The $(s,a)$-rectangular assumption assumes that the uncertain transition kernel within the set takes value independently for each $(s,a)$. We further use $\ell_1$ distance to characterize the $(s,a)$-rectangular set around a nominal kernel with a specified level of uncertainty.
\begin{defn}[$(s,a)$-rectangular uncertainty set \cite{iyengar2005robust,wiesemann2013robust}]\label{def:sa}
For all time step $h$ and with a given state-action pair $(s,a)$, the $(s,a)$-rectangular uncertainty set $\gP_h(s,a)$ is defined as 
\begin{align*}
    \gP_h(s,a) = \ &  \ \left\{\left\|P_h(\cdot \mid s,a) - P_h^o(\cdot \mid s,a) \right\|_1 \leq \rho, \right. \\
    & \ \left. P_h(\cdot \mid s,a) \in \Delta(\gS) \right\}\,, 
\end{align*}
where $P_h^o$ is the nominal transition kernel at $h$, $P_h^o(\cdot \mid s,a) \geq c > 0, \forall (s,a) \in \gS \times \gA$, $\rho$ is the level of uncertainty and $\Delta(\gS)$ denotes the probability simplex over the state space $\gS$.
\end{defn}
With the $(s,a)$-rectangular set, it is shown that there always exists an optimal policy that is deterministic \cite{wiesemann2013robust}. 

One way to relax the $(s,a)$-rectangular assumption is to instead let the uncertain transition kernels within the set take value independent for each $s$ only. This characterization is then more general and its solution gives a stronger robustness guarantee. 
\begin{defn}[$s$-rectangular uncertainty set \cite{wiesemann2013robust}]\label{def:s}
For all time step $h$ and with a given state $s$, the $s$-rectangular uncertainty set $\gP_h(s)$ is defined as 
\begin{align*}
    \gP_h(s) = \ & \biggl\{ \sum_{a \in \gA}\left\|P_h(\cdot \mid s,a) - P_h^o(\cdot \mid s,a) \right\|_1 \leq A \rho \,, \\
    & \ P_h(\cdot \mid s,\cdot) \in \Delta(\gS)^{\gA}  \biggl\} \,,
\end{align*}
where $P_h^o$ is the nominal transition kernel at $h$, $P_h^o(\cdot \mid s,a) > 0, \forall (s,a) \in \gS \times \gA$, $\rho$ is the level of uncertainty, and $\Delta(\gS)$ denotes the probability simplex over the state space $\gS$.
\end{defn}
Different from the $(s,a)$-rectangular assumption, which guarantees the existence of a deterministic optimal policy, the optimal policy under $s$-rectangular set may need to be randomized \cite{wiesemann2013robust}. We also remark that the requirement of $P_h^o(\cdot \mid s,a) > 0$ is mostly for technical convenience. 

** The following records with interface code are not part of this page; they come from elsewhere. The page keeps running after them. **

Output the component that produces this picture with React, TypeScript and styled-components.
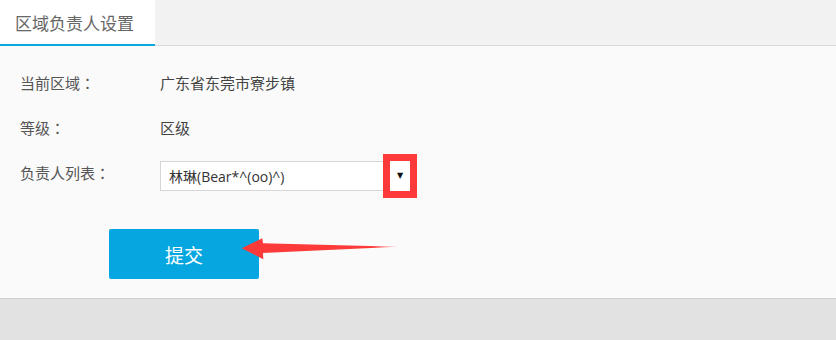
import React from 'react';
import styled, { createGlobalStyle } from 'styled-components';

const GlobalStyle = createGlobalStyle`
  html, body {
    margin: 0;
    padding: 0;
    background: #e2e2e2;
    font-family: 'Noto Sans CJK SC', 'Open Sans', sans-serif;
  }
`;

const Panel = styled.div`
  position: relative;
  background: #fafafa;
  border-bottom: 1px solid #cfcfcf;
  box-shadow: 0 2px 5px rgba(0, 0, 0, 0.25);
`;

const TabBar = styled.div`
  display: flex;
  align-items: flex-start;
  height: 45px;
  background: #f2f2f2;
  border-bottom: 1px solid #d8d8d8;
`;

const Tab = styled.div<{ active?: boolean }>`
  box-sizing: border-box;
  width: 155px;
  height: 46px;
  margin-bottom: -1px;
  padding-left: 15px;
  display: flex;
  align-items: center;
  font-size: 17px;
  color: #666;
  background: ${({ active }) => (active ? '#fff' : 'transparent')};
  border-bottom: 2px solid ${({ active }) => (active ? '#0aa6de' : 'transparent')};
`;

const Form = styled.div`
  padding: 14px 0 19px 20px;
`;

const Row = styled.div`
  display: flex;
  align-items: center;
  height: 45px;
  font-size: 15px;
`;

const Label = styled.div`
  width: 140px;
  color: #555;
`;

const Colon = styled.span`
  font-family: 'Noto Sans CJK TC', sans-serif;
`;

const Value = styled.div`
  color: #444;
`;

const Select = styled.div`
  box-sizing: border-box;
  display: flex;
  align-items: center;
  width: 250px;
  height: 30px;
  margin-top: 6px;
  border: 1px solid #d6d6d6;
  background: #fff;
`;

const SelectText = styled.div`
  flex: 1;
  padding-left: 8px;
  font-family: 'Open Sans', 'Noto Sans CJK SC', sans-serif;
  font-size: 14px;
  color: #333;
`;

const SelectArrow = styled.div`
  width: 20px;
  height: 30px;
  margin-right: -1px;
  display: flex;
  align-items: center;
  justify-content: center;
  font-family: 'DejaVu Sans', sans-serif;
  font-size: 8px;
  color: #111;
  background: #fff;
  outline: 7px solid #fd3a3a;
`;

const ButtonRow = styled.div`
  position: relative;
  margin-top: 34px;
  padding-left: 89px;
`;

const SubmitButton = styled.button`
  width: 150px;
  height: 50px;
  border: none;
  border-radius: 2px;
  background: #06a7e0;
  color: #fff;
  font-family: 'Noto Sans CJK SC', sans-serif;
  font-size: 19px;
  cursor: pointer;
`;

const Pointer = styled.svg`
  position: absolute;
  left: 221px;
  top: 7px;
`;

const FieldLabel: React.FC<{ text: string }> = ({ text }) => (
  <Label>
    {text}
    <Colon>：</Colon>
  </Label>
);

export default function App(): JSX.Element {
  return (
    <>
      <GlobalStyle />
      <Panel>
        <TabBar>
          <Tab active>区域负责人设置</Tab>
        </TabBar>
        <Form>
          <Row>
            <FieldLabel text='当前区域' />
            <Value>广东省东莞市寮步镇</Value>
          </Row>
          <Row>
            <FieldLabel text='等级' />
            <Value>区级</Value>
          </Row>
          <Row>
            <FieldLabel text='负责人列表' />
            <Select>
              <SelectText>林琳(Bear*^(oo)^)</SelectText>
              <SelectArrow>▼</SelectArrow>
            </Select>
          </Row>
          <ButtonRow>
            <SubmitButton type='button'>提交</SubmitButton>
            <Pointer width='162' height='26' viewBox='0 0 162 26'>
              <defs>
                <linearGradient id='fade' x1='0' x2='1' y1='0' y2='0'>
                  <stop offset='0.85' stopColor='#fd3a3a' stopOpacity='1' />
                  <stop offset='1' stopColor='#fd3a3a' stopOpacity='0.3' />
                </linearGradient>
              </defs>
              <polygon
                points='0.7,12.3 21.3,2.3 22,7.3 157,10.7 22,17 22.3,23.3'
                fill='url(#fade)'
              />
            </Pointer>
          </ButtonRow>
        </Form>
      </Panel>
    </>
  );
}
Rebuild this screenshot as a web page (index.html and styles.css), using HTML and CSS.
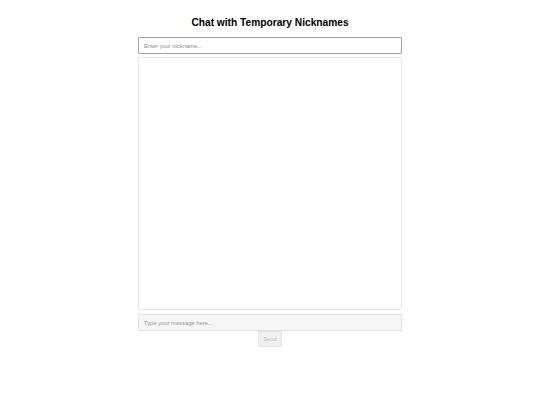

Equipped with the characterization of the uncertainty set, we now describe the learning protocols and the definition of regret under the robust MDP. 

\paragraph{Learning protocols and regret}
We consider a learning agent repeatedly interacts with the environment in an episodic manner, over $K$ episodes. 
At the start of each episode, the learning agent picks a policy $\pi_k$ and interacts with the environment while executing $\pi_k$. 
Without loss of generality, we assume the agents always start from a fixed initial state $s$. The performance of the learning agent is measured by the cumulative regret incurred over the $K$ episodes. Under the robust MDP, the cumulative regret is defined to be the cumulative difference between the robust value of $\pi_k$ and the robust value of the optimal policy, 
$%\label{eq:regret}
    \text{Regret}(K) = \sum^K_{k=1} V_1^{\ast}(s_1^k) - V_1^{\pi_k} (s_1^k)
$,
where $s_1^k$ is the initial state in episode $k$.


We highlight that the transition of the states in the learning process is specified by the nominal transition kernel $\{P_h^o\}_{h=1}^H$, though the agent only has access to the nominal kernel in an online manner. We remark that if the agent is asked to interact with a potentially adversarially chosen transition from an arbitrary uncertainty set, the learning problem is NP-hard \cite{even2004experts}. 

One practical motivation for this formulation could be as follows. The policy provider only sees feedback from the nominal system, yet it aims to minimize the regret for clients who refuse to share additional deployment details for purposes such as privacy concerns. Thus the observed feedback describes the ``nominal transition'' while the unseen clients are represented by the ``uncertainty set''.